The Justice Department announced Sunday night that it is assigning a new team of attorneys to defend President Donald Trump’s continuing attempts to add a question about citizenship to the 2020 census.
A statement announcing the move gave no clear rationale for the shift, but legal experts said the lawyers who’ve handled the multi-front legal battle for the Trump administration over the last 15 months were likely to face questions about their credibility in the prolonged fight, since they repeatedly told federal courts that there was an urgent deadline at the end of last month to finalize the language for the census questionnaire.
Now, Trump has ordered officials to keep pursuing avenues to add the citizenship question, even if it means delaying the decennial population survey mandated by the U.S. Constitution.

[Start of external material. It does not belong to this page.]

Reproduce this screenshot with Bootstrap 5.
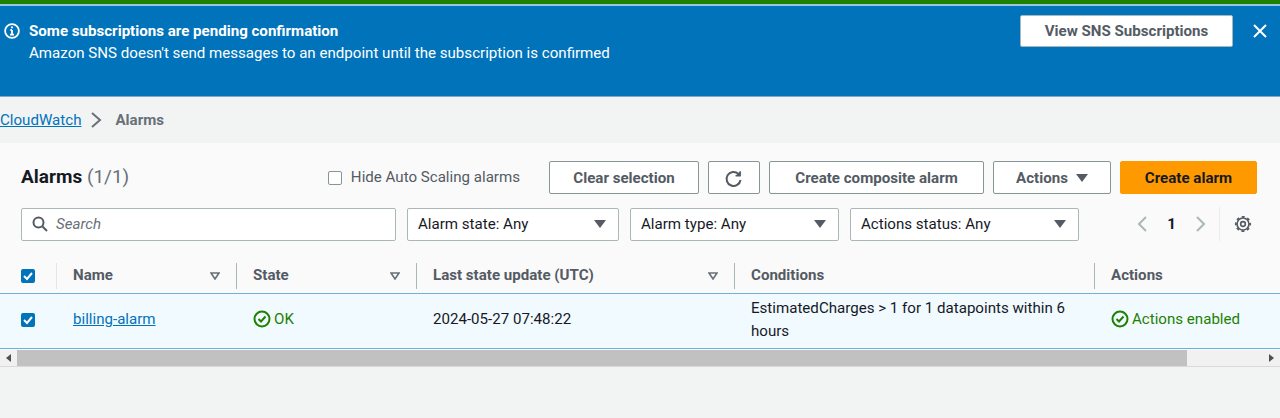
<!DOCTYPE html>
<html lang="en">
<head>
  <meta charset="UTF-8">
  <title>CloudWatch — Alarms</title>
  <link href="https://cdn.jsdelivr.net/npm/bootstrap@5.3.2/dist/css/bootstrap.min.css" rel="stylesheet">
  <style>
    body { background: #f2f3f3; font-family: Roboto, "Liberation Sans", sans-serif; font-size: 15.1px; color: #16191f; height: 418px; overflow: hidden; }
    .top-line { height: 6px; background: #1d8102; border-bottom: 2px solid #9cc4de; }
    .sns-flash { height: 91px; background: #0073bb; color: #fff; padding: 15px 13px 0 4px; border-bottom: 1px solid #7aa9c9; }
    .flash-icon { margin: 2px 9px 0 0; }
    .sns-flash .flash-title { font-weight: 700; line-height: 20px; }
    .sns-flash .flash-text { line-height: 24px; }
    .flash-right { margin-top: -6px; }
    .sns-btn { width: 213px; height: 32px; background: #fff; color: #545b64; font-weight: 700; font-size: 15.1px; border: 1px solid #aab7b8; border-radius: 2px; padding: 0; margin-right: 20px; }
    .crumbs { height: 46px; line-height: 46px; }
    .crumbs a { color: #0073bb; }
    .crumbs svg { margin: 0 10px 0 8px; }
    .crumbs .here { color: #687078; font-weight: 700; }
    .alarm-panel { height: 224px; background: #fafafa; border-bottom: 2px solid #d5dbdb; }
    .panel-head { height: 116px; padding: 18px 23px 0 21px; }
    .panel-title { font-size: 19px; font-weight: 700; line-height: 30px; padding-bottom: 2px; }
    .panel-title span { font-weight: 400; color: #687078; }
    .aws-btn { height: 33px; background: #fff; color: #545b64; font-weight: 700; font-size: 15.1px; border: 1px solid #879596; border-radius: 2px; padding: 1px 0 0; margin-right: 9px; }
    .aws-btn-primary { background: #ff9900; border-color: #ff9900; color: #16191f; margin-right: 0; }
    .hide-check { width: 14px; height: 14px; background: #fff; border: 1px solid #879596; border-radius: 2px; }
    .hide-label { color: #545b64; margin: 0 29px 0 9px; }
    .aws-field { height: 33px; background: #fff; border: 1px solid #aab7b8; border-radius: 2px; padding: 0 12px 0 10px; color: #16191f; }
    .field-search { width: 375px; color: #687078; font-style: italic; }
    .arrow-down { width: 0; height: 0; border-left: 6px solid transparent; border-right: 6px solid transparent; border-top: 8px solid #545b64; }
    .page-num { font-weight: 700; margin: 0 19px; }
    .alarm-table { table-layout: fixed; width: 1280px; margin: 0; }
    .alarm-table th { height: 34px; padding: 0 0 0 16px; background: #fafafa; color: #545b64; font-weight: 700; border-bottom: 0; vertical-align: middle; }
    .alarm-table td { height: 55px; padding: 0 8px 2px 16px; background: #f1faff; color: #16191f; vertical-align: middle; border-top: 1px solid #6fb0d8; border-bottom: 1px solid #6fb0d8; line-height: 23px; }
    .alarm-table .name-cell { padding-left: 16px; }
    .alarm-table .check-cell { padding-left: 21px; }
    .sep-right { border-right: 1px solid #aab7b8; }
    .sep-faint { border-right: 1px solid #e3e6e6; }
    .th-box { height: 26px; display: flex; align-items: center; justify-content: space-between; padding-right: 16px; }
    .aws-check { width: 14px; height: 14px; background: #0073bb; border-radius: 2px; display: flex; align-items: center; justify-content: center; }
    .alarm-table td.state-ok, .state-ok { color: #1d8102; }
    .alarm-table td.state-ok { padding-top: 2px; padding-bottom: 0; }
    .state-ok .d-inline-flex { gap: 3px !important; }
    .name-link { color: #0073bb; }
    .fake-scroll { height: 16px; display: flex; background: #f1f1f1; margin-top: 1px; }
    .scroll-end { width: 17px; display: flex; align-items: center; justify-content: center; color: #505050; }
    .scroll-thumb { width: 1170px; background: #c1c1c1; }
    .scroll-rest { flex: 1; }
    .btn-clear { width: 150px; }
    .btn-refresh { width: 52px; }
    .btn-composite { width: 215px; }
    .btn-actions { width: 118px; }
    .btn-create { width: 137px; }
    .filter-row { margin-top: 13px; }
    .field-state { width: 212px; margin-left: 11px; }
    .field-type { width: 209px; margin-left: 11px; }
    .field-status { width: 229px; margin-left: 11px; }
    .gear-box { margin-left: 12px; padding-left: 14px; margin-right: 5px; border-left: 1px solid #eaeded; height: 34px; display: flex; align-items: center; }
    .c1 { width: 57px; } .c2 { width: 180px; } .c3 { width: 180px; } .c4 { width: 318px; } .c5 { width: 360px; } .c6 { width: 185px; }
  </style>
</head>
<body>
<div class="top-line"></div>

<div class="sns-flash d-flex justify-content-between align-items-start">
  <div class="d-flex">
    <svg class="flash-icon" width="16" height="16" viewBox="0 0 16 16" fill="none" stroke="#fff" stroke-width="1.8">
      <circle cx="8" cy="8" r="6.9"/>
      <path d="M8 7v4.5M6 11.7h4M6.4 7H8"/>
      <path d="M8 3.6v1.7" stroke-width="2"/>
    </svg>
    <div>
      <div class="flash-title">Some subscriptions are pending confirmation</div>
      <div class="flash-text">Amazon SNS doesn't send messages to an endpoint until the subscription is confirmed</div>
    </div>
  </div>
  <div class="d-flex align-items-center flash-right">
    <button class="sns-btn" type="button">View SNS Subscriptions</button>
    <svg width="14" height="14" viewBox="0 0 14 14" stroke="#fff" stroke-width="2" fill="none"><path d="M1 1l12 12M13 1L1 13"/></svg>
  </div>
</div>

<div class="crumbs d-flex align-items-center">
  <a href="#">CloudWatch</a>
  <svg width="16" height="18" viewBox="0 0 16 18" fill="none" stroke="#687078" stroke-width="2"><path d="M3 2l8 7-8 7"/></svg>
  <span class="here">Alarms</span>
</div>

<div class="alarm-panel">
  <div class="panel-head">
    <div class="d-flex align-items-center">
      <div class="panel-title me-auto">Alarms <span>(1/1)</span></div>
      <span class="hide-check"></span>
      <span class="hide-label">Hide Auto Scaling alarms</span>
      <button class="aws-btn btn-clear" type="button">Clear selection</button>
      <button class="aws-btn btn-refresh" type="button">
        <svg width="20" height="20" viewBox="0 0 20 20" fill="none" stroke="#545b64" stroke-width="2"><path d="M16.5 11a7 7 0 1 1-2.2-6.2"/><path d="M16.2 2.2v4.6h-4.6" fill="#545b64" stroke-width="1.4"/></svg>
      </button>
      <button class="aws-btn btn-composite" type="button">Create composite alarm</button>
      <button class="aws-btn btn-actions d-inline-flex align-items-center justify-content-center" type="button">Actions<span class="arrow-down ms-2"></span></button>
      <button class="aws-btn aws-btn-primary btn-create" type="button">Create alarm</button>
    </div>
    <div class="d-flex align-items-center filter-row">
      <div class="aws-field field-search d-flex align-items-center">
        <svg class="me-2" width="16" height="16" viewBox="0 0 16 16" fill="none" stroke="#545b64" stroke-width="2"><circle cx="6.5" cy="6.5" r="5"/><path d="M10.5 10.5l4.5 4.5"/></svg>
        Search
      </div>
      <div class="aws-field field-state d-flex align-items-center justify-content-between">Alarm state: Any<span class="arrow-down"></span></div>
      <div class="aws-field field-type d-flex align-items-center justify-content-between">Alarm type: Any<span class="arrow-down"></span></div>
      <div class="aws-field field-status d-flex align-items-center justify-content-between">Actions status: Any<span class="arrow-down"></span></div>
      <svg class="ms-auto" width="12" height="18" viewBox="0 0 12 18" fill="none" stroke="#aab7b8" stroke-width="2"><path d="M10 2L3 9l7 7"/></svg>
      <span class="page-num">1</span>
      <svg width="12" height="18" viewBox="0 0 12 18" fill="none" stroke="#aab7b8" stroke-width="2"><path d="M2 2l7 7-7 7"/></svg>
      <div class="gear-box">
        <svg width="18" height="18" viewBox="0 0 20 20" fill="none" stroke="#545b64">
          <circle cx="10" cy="10" r="6.6" stroke-width="1.8"/>
          <circle cx="10" cy="10" r="8" stroke-width="2" stroke-dasharray="3.2 3.08" stroke-dashoffset="1.6"/>
          <circle cx="10" cy="10" r="2.6" stroke-width="1.8"/>
        </svg>
      </div>
    </div>
  </div>

  <table class="table alarm-table">
    <colgroup><col class="c1"><col class="c2"><col class="c3"><col class="c4"><col class="c5"><col class="c6"></colgroup>
    <thead>
      <tr>
        <th class="check-cell"><div class="th-box sep-faint"><span class="aws-check"><svg width="10" height="10" viewBox="0 0 10 10" fill="none" stroke="#fff" stroke-width="2"><path d="M1 5l3 3 5-6"/></svg></span></div></th>
        <th class="name-cell"><div class="th-box sep-right">Name <svg width="10" height="8" viewBox="0 0 10 8" fill="none" stroke="#687078" stroke-width="1.6"><path d="M1 1h8L5 7z"/></svg></div></th>
        <th><div class="th-box sep-right">State <svg width="10" height="8" viewBox="0 0 10 8" fill="none" stroke="#687078" stroke-width="1.6"><path d="M1 1h8L5 7z"/></svg></div></th>
        <th><div class="th-box sep-right">Last state update (UTC) <svg width="10" height="8" viewBox="0 0 10 8" fill="none" stroke="#687078" stroke-width="1.6"><path d="M1 1h8L5 7z"/></svg></div></th>
        <th><div class="th-box sep-right">Conditions</div></th>
        <th>Actions</th>
      </tr>
    </thead>
    <tbody>
      <tr>
        <td class="check-cell"><span class="aws-check"><svg width="10" height="10" viewBox="0 0 10 10" fill="none" stroke="#fff" stroke-width="2"><path d="M1 5l3 3 5-6"/></svg></span></td>
        <td class="name-cell"><a class="name-link" href="#">billing-alarm</a></td>
        <td class="state-ok"><span class="d-inline-flex align-items-center gap-1"><svg width="18" height="18" viewBox="0 0 18 18" fill="none" stroke="#1d8102" stroke-width="2"><circle cx="9" cy="9" r="7.5"/><path d="M5.5 9l2.5 2.5 4.5-5"/></svg>OK</span></td>
        <td>2024-05-27 07:48:22</td>
        <td>EstimatedCharges &gt; 1 for 1 datapoints within 6 hours</td>
        <td class="state-ok"><span class="d-inline-flex align-items-center gap-1 text-nowrap"><svg width="18" height="18" viewBox="0 0 18 18" fill="none" stroke="#1d8102" stroke-width="2"><circle cx="9" cy="9" r="7.5"/><path d="M5.5 9l2.5 2.5 4.5-5"/></svg>Actions enabled</span></td>
      </tr>
    </tbody>
  </table>

  <div class="fake-scroll">
    <div class="scroll-end"><svg width="5" height="8" viewBox="0 0 5 8" fill="#505050"><path d="M5 0v8L0 4z"/></svg></div>
    <div class="scroll-thumb"></div>
    <div class="scroll-rest"></div>
    <div class="scroll-end"><svg width="5" height="8" viewBox="0 0 5 8" fill="#505050"><path d="M0 0v8l5-4z"/></svg></div>
  </div>
</div>
</body>
</html>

“As will be reflected in filings tomorrow in the census-related cases, the Department of Justice is shifting these matters to a new team of Civil Division lawyers going forward,” Justice Department Kerri Kupec said. “Since these cases began, the lawyers representing the United States in these cases have given countless hours to defending the Commerce Department and have consistently demonstrated the highest professionalism, integrity, and skill inside and outside the courtroom. The Attorney General appreciates that service, thanks them for their work on these important matters, and is confident that the new team will carry on in the same exemplary fashion as the cases progress.”
It was not immediately clear whether the legal team handling the citizenship question cases asked to be removed from the cases or were directed to relinquish their role.
Some of the difficulties the team defending the administration’s previous decisions were likely to face as the litigation rolled on were evident during a conference call last week between the Justice Department, opponents of the question and a federal judge in Maryland handling a pair of cases challenging the decision to add the query, which critics believe will lead to an undercount of families who include current or recent immigrants.